To continue our engagement against influenza we need further global efforts to understand viral mechanisms, host-pathogen interactions and immunological pathways. It was the aim of the 2nd International Influenza Meeting to bring together experts from all over the world to discuss and exchange most recent research results and to built new collaborations.
The meeting took place at the University of Muenster. More than 180 researchers of 16 countries participated in the meeting. The 2nd International Influenza Meeting was opened by Ursula Nelles, the rector of the University of Muenster. Further welcome notes were given by Stephan Ludwig (University of Muenster, Germany), the coordinator of the FluResearchNet. He also used the opportunity to honour Christoph Scholtissek, a pioneer in influenza virology, who celebrated his 80th birthday in December 2009.
The keynote lecture was given by Robert G. Webster (St. Jude Children's Research Hospital, Memphis, USA), who described the role of avian influenza viruses in the genesis of pandemic influenza.
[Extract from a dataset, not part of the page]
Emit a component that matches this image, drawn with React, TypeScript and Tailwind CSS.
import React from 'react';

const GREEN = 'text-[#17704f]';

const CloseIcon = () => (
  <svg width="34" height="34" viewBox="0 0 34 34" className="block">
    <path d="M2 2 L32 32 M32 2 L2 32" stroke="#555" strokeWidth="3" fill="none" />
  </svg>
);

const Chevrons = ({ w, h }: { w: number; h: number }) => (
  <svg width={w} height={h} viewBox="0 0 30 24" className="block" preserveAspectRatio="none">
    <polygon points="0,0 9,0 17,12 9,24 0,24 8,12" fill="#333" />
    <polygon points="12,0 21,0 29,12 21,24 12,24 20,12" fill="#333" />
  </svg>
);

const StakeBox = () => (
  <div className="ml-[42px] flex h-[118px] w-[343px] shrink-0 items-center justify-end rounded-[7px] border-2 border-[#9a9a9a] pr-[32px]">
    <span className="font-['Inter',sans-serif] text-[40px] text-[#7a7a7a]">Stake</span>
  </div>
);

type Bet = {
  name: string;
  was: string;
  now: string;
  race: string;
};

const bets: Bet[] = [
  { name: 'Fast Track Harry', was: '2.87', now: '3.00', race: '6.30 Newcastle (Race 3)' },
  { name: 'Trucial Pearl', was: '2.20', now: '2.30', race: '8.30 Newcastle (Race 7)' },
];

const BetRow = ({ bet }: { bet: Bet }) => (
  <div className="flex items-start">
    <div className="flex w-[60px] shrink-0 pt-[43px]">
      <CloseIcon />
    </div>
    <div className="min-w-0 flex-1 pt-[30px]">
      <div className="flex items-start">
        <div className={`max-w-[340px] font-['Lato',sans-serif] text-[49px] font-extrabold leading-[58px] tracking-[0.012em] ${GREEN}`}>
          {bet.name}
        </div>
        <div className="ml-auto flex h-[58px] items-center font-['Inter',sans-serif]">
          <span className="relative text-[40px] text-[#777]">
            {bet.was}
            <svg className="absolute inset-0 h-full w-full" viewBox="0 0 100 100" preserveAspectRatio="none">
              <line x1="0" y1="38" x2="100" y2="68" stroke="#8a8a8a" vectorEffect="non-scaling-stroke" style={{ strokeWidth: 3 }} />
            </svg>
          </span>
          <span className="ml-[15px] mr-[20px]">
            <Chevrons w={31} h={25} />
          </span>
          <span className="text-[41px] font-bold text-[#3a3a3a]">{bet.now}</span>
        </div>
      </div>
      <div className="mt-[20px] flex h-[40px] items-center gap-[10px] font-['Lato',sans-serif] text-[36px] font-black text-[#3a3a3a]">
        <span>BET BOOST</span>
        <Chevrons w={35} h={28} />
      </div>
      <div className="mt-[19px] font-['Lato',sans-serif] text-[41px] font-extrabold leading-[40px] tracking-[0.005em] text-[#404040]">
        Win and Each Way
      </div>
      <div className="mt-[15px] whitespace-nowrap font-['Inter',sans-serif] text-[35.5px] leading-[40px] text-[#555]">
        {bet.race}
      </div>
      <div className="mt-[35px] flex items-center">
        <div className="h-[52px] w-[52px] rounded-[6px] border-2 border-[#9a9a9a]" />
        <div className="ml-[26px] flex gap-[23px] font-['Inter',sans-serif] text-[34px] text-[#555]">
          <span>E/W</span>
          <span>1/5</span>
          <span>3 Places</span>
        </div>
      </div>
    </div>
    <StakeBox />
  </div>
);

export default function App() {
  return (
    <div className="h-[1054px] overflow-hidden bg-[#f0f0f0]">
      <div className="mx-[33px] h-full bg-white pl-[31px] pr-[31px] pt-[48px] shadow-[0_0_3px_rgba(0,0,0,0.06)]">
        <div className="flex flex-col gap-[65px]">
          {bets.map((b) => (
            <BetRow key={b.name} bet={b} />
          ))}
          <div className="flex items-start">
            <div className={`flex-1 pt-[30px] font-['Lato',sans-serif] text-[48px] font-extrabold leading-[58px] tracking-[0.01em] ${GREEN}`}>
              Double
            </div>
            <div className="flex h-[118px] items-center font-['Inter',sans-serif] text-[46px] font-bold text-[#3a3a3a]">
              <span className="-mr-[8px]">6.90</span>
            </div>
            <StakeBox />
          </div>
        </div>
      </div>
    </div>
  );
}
The meeting continued with plenary talks of Andrea Ammon (ECDC, Stockholm, Sweden) and Pagbajabyn Nymadawa (Mongolian Academy of Medical Sciences, Ulaanbaatar, Mongolia) indicating the global challenge of H1N1 pandemic influenza.
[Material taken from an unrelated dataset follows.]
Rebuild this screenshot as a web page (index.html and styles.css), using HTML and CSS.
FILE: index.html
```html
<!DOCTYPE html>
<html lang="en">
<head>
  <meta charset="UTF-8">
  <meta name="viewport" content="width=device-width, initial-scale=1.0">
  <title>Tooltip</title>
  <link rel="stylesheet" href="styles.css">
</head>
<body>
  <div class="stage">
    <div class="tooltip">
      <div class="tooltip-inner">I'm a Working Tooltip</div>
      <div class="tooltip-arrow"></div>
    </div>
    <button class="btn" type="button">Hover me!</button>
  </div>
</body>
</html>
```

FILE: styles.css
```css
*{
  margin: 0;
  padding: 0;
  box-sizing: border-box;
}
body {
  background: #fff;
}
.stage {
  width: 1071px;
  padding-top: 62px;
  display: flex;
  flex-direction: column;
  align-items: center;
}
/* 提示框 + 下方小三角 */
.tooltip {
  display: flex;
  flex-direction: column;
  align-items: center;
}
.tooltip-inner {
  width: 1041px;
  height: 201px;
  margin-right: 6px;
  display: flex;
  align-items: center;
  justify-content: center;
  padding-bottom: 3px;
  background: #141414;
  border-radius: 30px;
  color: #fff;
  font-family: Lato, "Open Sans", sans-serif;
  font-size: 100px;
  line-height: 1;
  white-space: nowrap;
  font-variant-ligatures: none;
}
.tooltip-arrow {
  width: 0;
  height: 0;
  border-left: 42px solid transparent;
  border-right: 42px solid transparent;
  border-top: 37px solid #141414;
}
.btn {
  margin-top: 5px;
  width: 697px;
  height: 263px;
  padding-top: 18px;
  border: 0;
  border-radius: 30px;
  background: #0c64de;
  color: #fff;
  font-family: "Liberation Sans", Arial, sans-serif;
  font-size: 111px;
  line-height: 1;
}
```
Further sessions about pathogenesis, virus cell interaction, innate immunity, and vaccines & antivirals were opened by Ervin Fodor (University of Oxford, UK), Ruben Donis (CDC, Atlanta, USA), Hans-Dieter Klenk (University of Marburg, Germany), Jürgen Richt (Center of Excellence for Emerging and Zoonotic Animal Diseases, Kansas State University, USA), Ilkka Julkunen (National Institute for Health and Welfare, Helsinki, Finland), and Otfried Kistner (Baxter, Biomedical Research Center, Orth, Austria). Within these sessions, researchers presented their most recent results - an interesting mixture between overview and actual research aspects, which offered the opportunity for scientific discussions. The sessions were flanked by poster presentations - 79 scientists presented their work by posters.